Накануне, присутствуя иа репетиции, Клодель понял свое произведение, написанное двадцать лет назад, и теперь завершил его.
Последние три дня нас трясло как в лихорадке: прием декораций, подготовка костюмов, наладка освещения, репетиции оркестра. Все ополчились на пьесу, требовали сделать купюры, предсказывали катастрофу. Газеты, враждебно относившиеся к этому мятежу французской души, так и ждали провала. Все происходившее принимало характер интеллектуальной битвы, национального бунта. Все знали, что Клодель голлист. Лично я ограничивался тем, что защищал «свою вещь».
Настал день премьеры. В театре присутствовал решительно весь Париж. Если отбросить позолоту, бархат, статуи и торжественность, это напоминало мне «Когда я умираю». Сюда пришли за добычей. Я выдал им все сполна: пантомиму (волны), голую женщину (негритянка), безумие. Порядок чередовался с беспорядком, и выигрывал от этого не разум — воображение.
Клодель сидит во втором ряду. За его спиной — Валери. За дирижерским пультом Андре Жоливе.
Оркестр начинает увертюру. И в ту секунду, когда по ходу пьесы громкоговоритель должен объявить «В случае тревоги...», все парижские сирены завыли, объявляя тревогу на самом деле. Хорошенькое начало! Зал встает, направляясь в убежище. Но Клодель, уже туговатый на ухо, не слыхал сирены. Он поднимается со своего места, оборачивается и, махая руками, кричит:
— Нет, нет, сидите!
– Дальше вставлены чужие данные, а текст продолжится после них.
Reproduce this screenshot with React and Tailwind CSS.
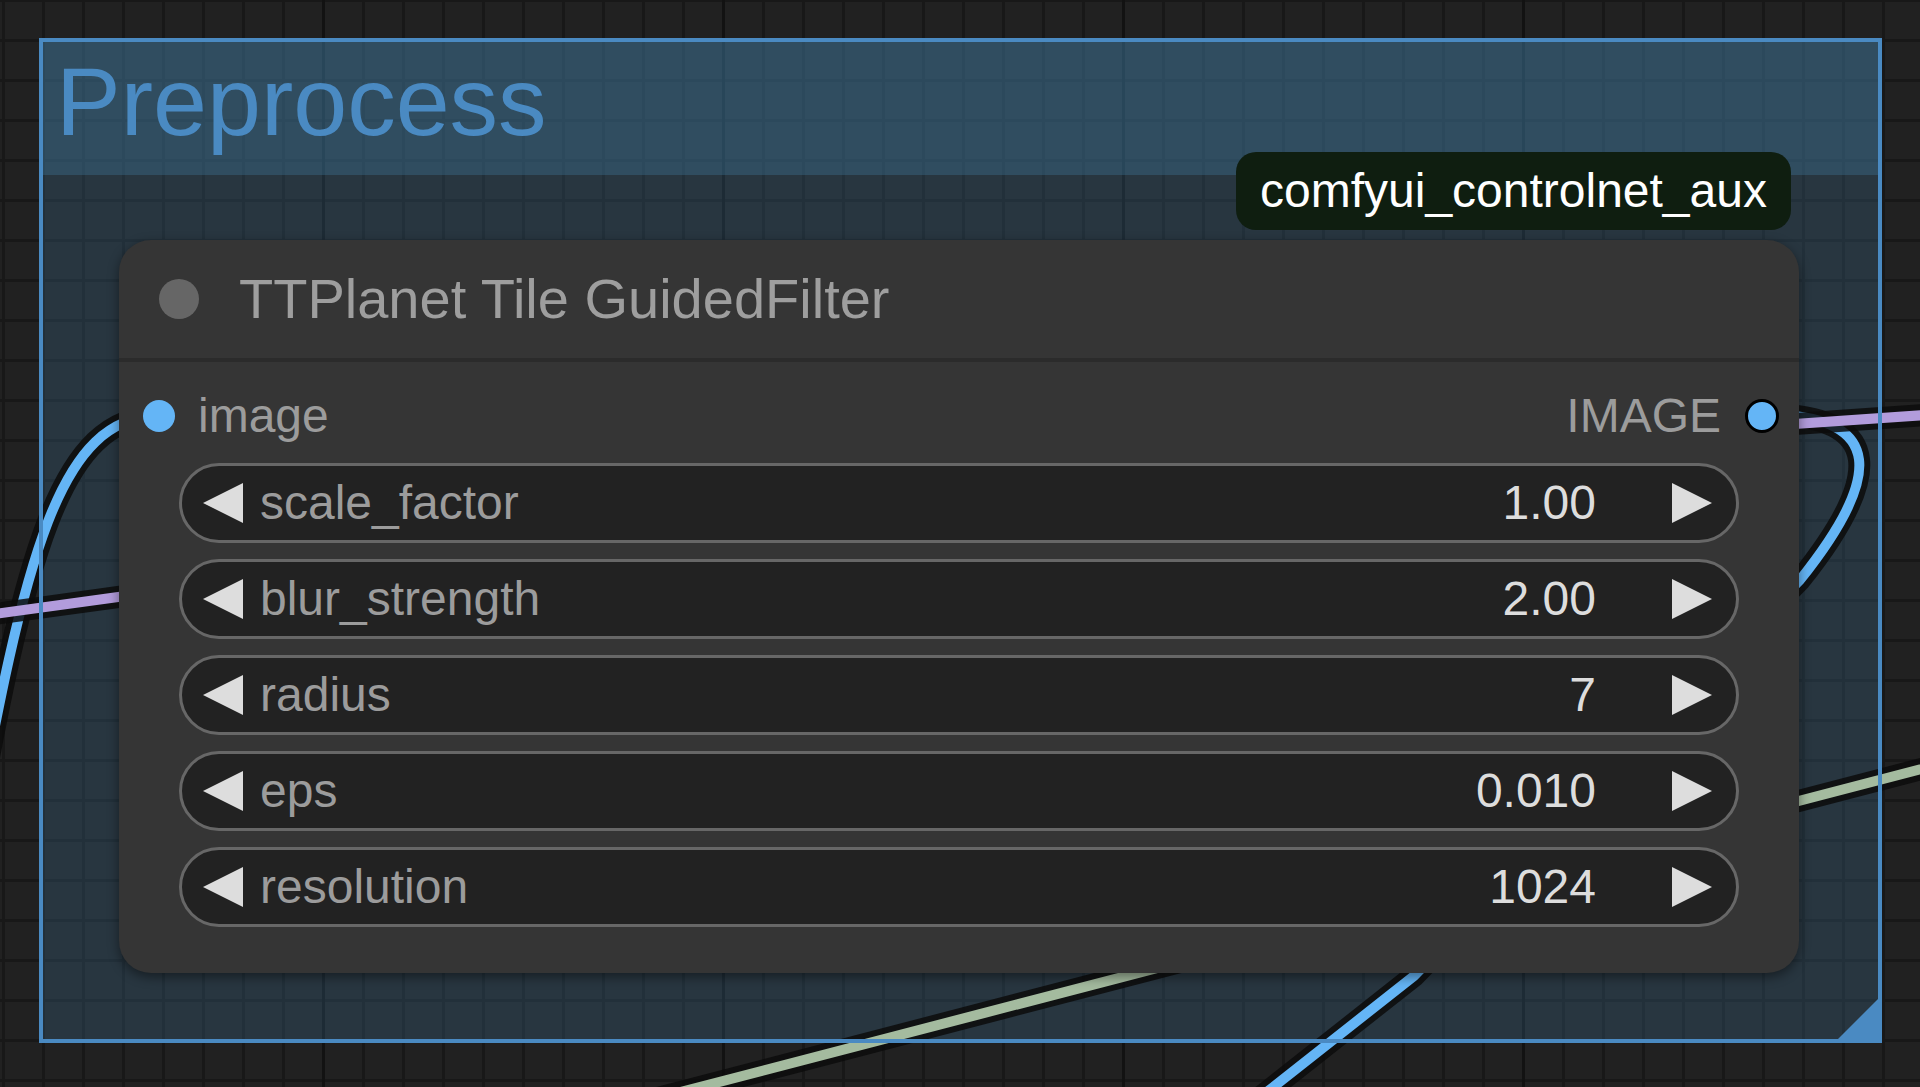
const widgets = [
  { name: 'scale_factor', value: '1.00' },
  { name: 'blur_strength', value: '2.00' },
  { name: 'radius', value: '7' },
  { name: 'eps', value: '0.010' },
  { name: 'resolution', value: '1024' },
]

function Arrow({ dir }) {
  return (
    <svg width="40" height="40" viewBox="0 0 40 40" className="shrink-0">
      <polygon points={dir === 'left' ? '40,0 0,20 40,40' : '0,0 40,20 0,40'} fill="#dddddd" />
    </svg>
  )
}

function NumberWidget({ name, value }) {
  return (
    <div className="flex h-[80px] items-center rounded-full border-[3px] border-[#676767] bg-[#222222] pl-[21px] pr-[24px]">
      <Arrow dir="left" />
      <span className="ml-[17px] text-[#9c9c9c]">{name}</span>
      <span className="ml-auto text-[#dddddd]">{value}</span>
      <span className="ml-[76px] flex">
        <Arrow dir="right" />
      </span>
    </div>
  )
}

function Link({ d, color }) {
  return (
    <g fill="none" strokeLinecap="round">
      <path d={d} stroke="#0c0c0c" strokeOpacity="0.85" strokeWidth="22" />
      <path d={d} stroke={color} strokeWidth="10" />
    </g>
  )
}

function Links() {
  return (
    <svg className="absolute inset-0" width="1920" height="1087" viewBox="0 0 1920 1087">
      <Link d="M 1960 759 L 600 1113" color="#a4bb9f" />
      <Link d="M -30 860 C 25 550, 60 416, 159 416" color="#64b5f6" />
      <Link d="M 1762 414 C 1890 414, 1880 480, 1800 580 L 1414 976 L 1130 1200" color="#64b5f6" />
      <Link d="M -20 616 L 140 594" color="#b29cdc" />
      <Link d="M 1780 425 L 1940 414" color="#b29cdc" />
    </svg>
  )
}

export default function App() {
  return (
    <div className="relative h-[1087px] w-[1920px] overflow-hidden bg-[#212121] bg-[linear-gradient(to_right,#121212_3px,transparent_3px),linear-gradient(to_right,#181818_3px,transparent_3px),linear-gradient(to_bottom,#181818_3px,transparent_3px)] bg-size-[400px_400px,40px_40px,40px_40px] bg-position-[322px_0px,2px_0px,0px_-1px] font-[family-name:'Liberation_Sans',Arial,sans-serif] text-[48px]">
      {/* Group */}
      <div className="absolute left-[39px] top-[38px] h-[1005px] w-[1843px] bg-[#3f789e]/25 p-[4px]">
        <div className="h-[133px] bg-[#3f789e]/35 pl-[13px] pt-[11px]">
          <span className="text-[97px] leading-none text-[#4a8ac2]">Preprocess</span>
        </div>
      </div>

      <Links />

      {/* Group border + resize handle */}
      <div className="absolute left-[39px] top-[38px] h-[1005px] w-[1843px] border-4 border-[#4a8ac2]">
        <svg className="absolute bottom-0 right-0" width="40" height="40" viewBox="0 0 40 40">
          <polygon points="0,40 40,0 40,40" fill="#4a8ac2" />
        </svg>
      </div>

      {/* Badge */}
      <div className="absolute left-[1236px] top-[152px] flex h-[78px] items-center rounded-[20px] bg-[#0f1e10] px-6 text-white">
        comfyui_controlnet_aux
      </div>

      {/* Node */}
      <div className="absolute left-[119px] top-[240px] w-[1680px] rounded-[32px] bg-[#353535] shadow-[0_4px_12px_rgba(0,0,0,0.45)]">
        <div className="flex h-[122px] items-center border-b-4 border-[#2b2b2b] pl-[40px]">
          <div className="h-10 w-10 rounded-full bg-[#666666]" />
          <span className="ml-[40px] text-[56px] text-[#9e9e9e]">TTPlanet Tile GuidedFilter</span>
        </div>

        <div className="pb-[46px] pt-[14px]">
          <div className="flex h-[80px] items-center pl-[24px] pr-[20px]">
            <div className="h-8 w-8 rounded-full bg-[#64b5f6]" />
            <span className="ml-[23px] text-[#9c9c9c]">image</span>
            <span className="ml-auto text-[#9c9c9c]">IMAGE</span>
            <div className="ml-[24px] h-[34px] w-[34px] rounded-full border-[3px] border-black bg-[#64b5f6]" />
          </div>

          <div className="mt-[7px] flex flex-col gap-4 px-[60px]">
            {widgets.map((w) => (
              <NumberWidget key={w.name} name={w.name} value={w.value} />
            ))}
          </div>
        </div>
      </div>
    </div>
  )
}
Успокойтесь, так задумано!
Наконец Валери разъяснил ему, что же происходит в действительности. Несколько минут спустя спектакль возобновился, и это был триумф. Доказательство? Достаточно привести слова очень авторитетного в те годы человека, который воскликнул на весь зал:
— Черт возьми! Он победил!
В этот день, 23 ноября 1943 года, поэт Поль Клодель стал популярным автором. Казалось, живые силы Франции возродились на национальной сцене, под носом у немцев. Всех актеров Комеди Франсэз наэлектризовала, увлекла игра Мари Бель с ее поразительной чувственностью и острым умом. Мы играли в нетопленом помещении зимой, случалось, при температуре минус два. Однажды мне пришлось ущипнуть Мари Бель, которая была в декольтированном платье и чуть ли не теряла сознание. Зрители приходили с одеялами и, чтобы не раскрывать руки, «аплодировали» ногами.